§ **PROBLEM REQUIREMENTS**
Count how many lines hold the string "this". Give that number alone.

§ **SUPPLIED MATERIAL**
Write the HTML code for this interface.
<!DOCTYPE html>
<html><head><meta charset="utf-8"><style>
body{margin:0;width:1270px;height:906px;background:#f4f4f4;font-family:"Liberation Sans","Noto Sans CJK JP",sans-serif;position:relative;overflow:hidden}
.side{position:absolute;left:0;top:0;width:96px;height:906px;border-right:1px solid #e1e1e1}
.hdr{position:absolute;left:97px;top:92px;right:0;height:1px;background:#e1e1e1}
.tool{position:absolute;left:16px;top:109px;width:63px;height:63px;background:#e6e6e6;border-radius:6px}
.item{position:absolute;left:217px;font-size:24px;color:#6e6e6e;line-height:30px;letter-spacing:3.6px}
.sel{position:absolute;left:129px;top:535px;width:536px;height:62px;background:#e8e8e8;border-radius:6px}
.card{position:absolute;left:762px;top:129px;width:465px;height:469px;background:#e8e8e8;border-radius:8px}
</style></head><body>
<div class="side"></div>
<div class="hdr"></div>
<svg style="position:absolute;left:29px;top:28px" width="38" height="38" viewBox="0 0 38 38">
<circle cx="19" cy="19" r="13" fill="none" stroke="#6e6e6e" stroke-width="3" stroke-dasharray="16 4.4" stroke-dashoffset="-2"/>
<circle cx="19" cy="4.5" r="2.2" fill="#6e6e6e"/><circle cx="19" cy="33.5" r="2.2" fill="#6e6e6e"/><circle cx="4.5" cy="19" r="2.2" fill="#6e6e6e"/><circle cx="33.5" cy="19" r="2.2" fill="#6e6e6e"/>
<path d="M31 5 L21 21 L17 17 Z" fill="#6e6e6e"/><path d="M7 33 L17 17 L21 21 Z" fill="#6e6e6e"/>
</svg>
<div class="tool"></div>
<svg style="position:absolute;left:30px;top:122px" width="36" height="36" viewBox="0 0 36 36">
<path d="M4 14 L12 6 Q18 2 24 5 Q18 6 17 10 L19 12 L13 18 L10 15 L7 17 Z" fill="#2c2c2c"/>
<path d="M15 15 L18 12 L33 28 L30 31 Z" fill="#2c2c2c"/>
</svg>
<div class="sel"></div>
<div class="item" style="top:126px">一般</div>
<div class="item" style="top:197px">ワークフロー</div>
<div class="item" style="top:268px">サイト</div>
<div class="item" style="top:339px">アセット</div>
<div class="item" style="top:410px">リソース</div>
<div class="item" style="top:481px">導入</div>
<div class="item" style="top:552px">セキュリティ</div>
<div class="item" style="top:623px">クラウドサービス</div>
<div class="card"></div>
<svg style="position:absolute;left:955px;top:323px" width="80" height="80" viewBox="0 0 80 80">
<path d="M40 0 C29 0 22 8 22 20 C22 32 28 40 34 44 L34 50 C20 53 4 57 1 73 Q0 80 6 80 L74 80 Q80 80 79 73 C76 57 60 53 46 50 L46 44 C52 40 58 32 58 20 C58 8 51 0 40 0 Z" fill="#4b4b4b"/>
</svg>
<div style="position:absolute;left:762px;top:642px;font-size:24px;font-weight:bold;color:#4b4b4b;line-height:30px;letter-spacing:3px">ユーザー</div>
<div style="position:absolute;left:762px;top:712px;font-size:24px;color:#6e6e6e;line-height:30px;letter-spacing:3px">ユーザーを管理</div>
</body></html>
==
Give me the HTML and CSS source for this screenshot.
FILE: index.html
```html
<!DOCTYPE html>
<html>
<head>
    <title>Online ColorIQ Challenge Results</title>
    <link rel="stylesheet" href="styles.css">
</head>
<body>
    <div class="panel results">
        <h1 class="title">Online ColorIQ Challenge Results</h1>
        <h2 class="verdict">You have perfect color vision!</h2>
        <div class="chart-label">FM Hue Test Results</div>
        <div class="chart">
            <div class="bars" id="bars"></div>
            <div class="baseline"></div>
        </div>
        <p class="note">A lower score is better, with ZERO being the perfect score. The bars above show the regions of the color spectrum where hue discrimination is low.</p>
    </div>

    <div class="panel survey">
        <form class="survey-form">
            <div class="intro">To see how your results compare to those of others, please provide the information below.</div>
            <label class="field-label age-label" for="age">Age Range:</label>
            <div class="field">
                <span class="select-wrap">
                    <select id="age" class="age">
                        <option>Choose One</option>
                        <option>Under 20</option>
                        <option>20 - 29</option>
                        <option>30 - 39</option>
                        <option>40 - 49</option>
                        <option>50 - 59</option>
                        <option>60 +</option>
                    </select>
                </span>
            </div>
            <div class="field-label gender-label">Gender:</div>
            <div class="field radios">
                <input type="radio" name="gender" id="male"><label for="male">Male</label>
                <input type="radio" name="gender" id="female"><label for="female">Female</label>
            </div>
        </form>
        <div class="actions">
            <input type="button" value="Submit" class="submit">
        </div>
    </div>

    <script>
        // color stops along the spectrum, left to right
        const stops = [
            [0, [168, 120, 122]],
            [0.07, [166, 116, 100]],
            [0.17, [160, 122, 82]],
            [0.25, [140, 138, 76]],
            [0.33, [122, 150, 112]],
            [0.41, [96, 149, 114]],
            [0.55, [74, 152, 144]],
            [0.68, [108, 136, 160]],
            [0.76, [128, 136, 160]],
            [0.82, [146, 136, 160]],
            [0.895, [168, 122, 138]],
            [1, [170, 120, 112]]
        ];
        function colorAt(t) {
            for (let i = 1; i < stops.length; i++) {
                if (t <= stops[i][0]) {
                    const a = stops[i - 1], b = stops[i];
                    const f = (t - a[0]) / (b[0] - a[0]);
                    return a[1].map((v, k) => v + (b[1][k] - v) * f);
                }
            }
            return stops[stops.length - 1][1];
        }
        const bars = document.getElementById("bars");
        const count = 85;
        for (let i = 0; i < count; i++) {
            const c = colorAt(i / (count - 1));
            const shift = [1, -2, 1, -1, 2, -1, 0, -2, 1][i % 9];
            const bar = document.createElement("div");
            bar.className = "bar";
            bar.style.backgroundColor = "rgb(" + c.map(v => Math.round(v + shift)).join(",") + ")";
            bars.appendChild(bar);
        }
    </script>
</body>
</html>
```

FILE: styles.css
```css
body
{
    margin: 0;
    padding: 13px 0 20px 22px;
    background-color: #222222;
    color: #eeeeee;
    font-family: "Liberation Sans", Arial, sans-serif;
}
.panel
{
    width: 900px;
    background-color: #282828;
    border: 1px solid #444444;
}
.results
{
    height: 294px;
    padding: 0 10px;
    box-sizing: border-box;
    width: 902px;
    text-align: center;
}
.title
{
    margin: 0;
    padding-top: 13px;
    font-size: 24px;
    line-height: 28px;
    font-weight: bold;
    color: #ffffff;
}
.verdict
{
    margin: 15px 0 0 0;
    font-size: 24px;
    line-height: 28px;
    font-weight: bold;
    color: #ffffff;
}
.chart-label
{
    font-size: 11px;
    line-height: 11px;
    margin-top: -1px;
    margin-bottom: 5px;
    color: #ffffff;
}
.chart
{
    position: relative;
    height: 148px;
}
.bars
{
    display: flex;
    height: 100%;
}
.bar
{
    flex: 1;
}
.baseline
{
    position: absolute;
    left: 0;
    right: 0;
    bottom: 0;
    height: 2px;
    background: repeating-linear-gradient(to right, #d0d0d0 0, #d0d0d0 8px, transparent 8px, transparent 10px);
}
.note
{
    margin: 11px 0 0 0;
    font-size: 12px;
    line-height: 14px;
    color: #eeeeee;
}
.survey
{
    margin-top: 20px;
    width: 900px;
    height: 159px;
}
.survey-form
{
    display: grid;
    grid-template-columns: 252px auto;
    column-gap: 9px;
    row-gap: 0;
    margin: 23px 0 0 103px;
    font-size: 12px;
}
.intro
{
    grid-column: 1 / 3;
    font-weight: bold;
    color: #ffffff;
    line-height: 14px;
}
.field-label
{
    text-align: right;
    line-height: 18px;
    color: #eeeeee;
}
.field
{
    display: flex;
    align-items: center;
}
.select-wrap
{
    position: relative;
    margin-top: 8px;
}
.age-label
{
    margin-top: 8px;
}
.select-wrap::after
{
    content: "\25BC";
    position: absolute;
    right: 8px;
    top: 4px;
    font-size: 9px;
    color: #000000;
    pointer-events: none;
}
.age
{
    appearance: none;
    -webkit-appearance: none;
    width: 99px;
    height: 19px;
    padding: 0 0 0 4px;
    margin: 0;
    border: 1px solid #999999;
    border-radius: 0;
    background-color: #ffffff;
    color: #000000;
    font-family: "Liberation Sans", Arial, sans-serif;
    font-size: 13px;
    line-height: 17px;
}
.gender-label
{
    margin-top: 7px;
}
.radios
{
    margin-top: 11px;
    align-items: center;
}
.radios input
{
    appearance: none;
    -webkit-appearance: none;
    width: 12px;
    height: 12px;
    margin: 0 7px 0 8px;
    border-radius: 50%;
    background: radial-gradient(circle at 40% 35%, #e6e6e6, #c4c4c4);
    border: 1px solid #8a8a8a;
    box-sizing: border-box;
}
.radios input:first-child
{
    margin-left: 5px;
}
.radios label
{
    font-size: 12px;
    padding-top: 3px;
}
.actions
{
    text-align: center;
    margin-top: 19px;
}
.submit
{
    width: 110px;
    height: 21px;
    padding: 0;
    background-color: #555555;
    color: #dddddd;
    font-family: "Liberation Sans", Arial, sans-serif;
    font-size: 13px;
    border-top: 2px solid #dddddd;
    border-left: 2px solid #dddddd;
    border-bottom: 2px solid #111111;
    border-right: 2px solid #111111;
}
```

§ **TASK ANSWER**
2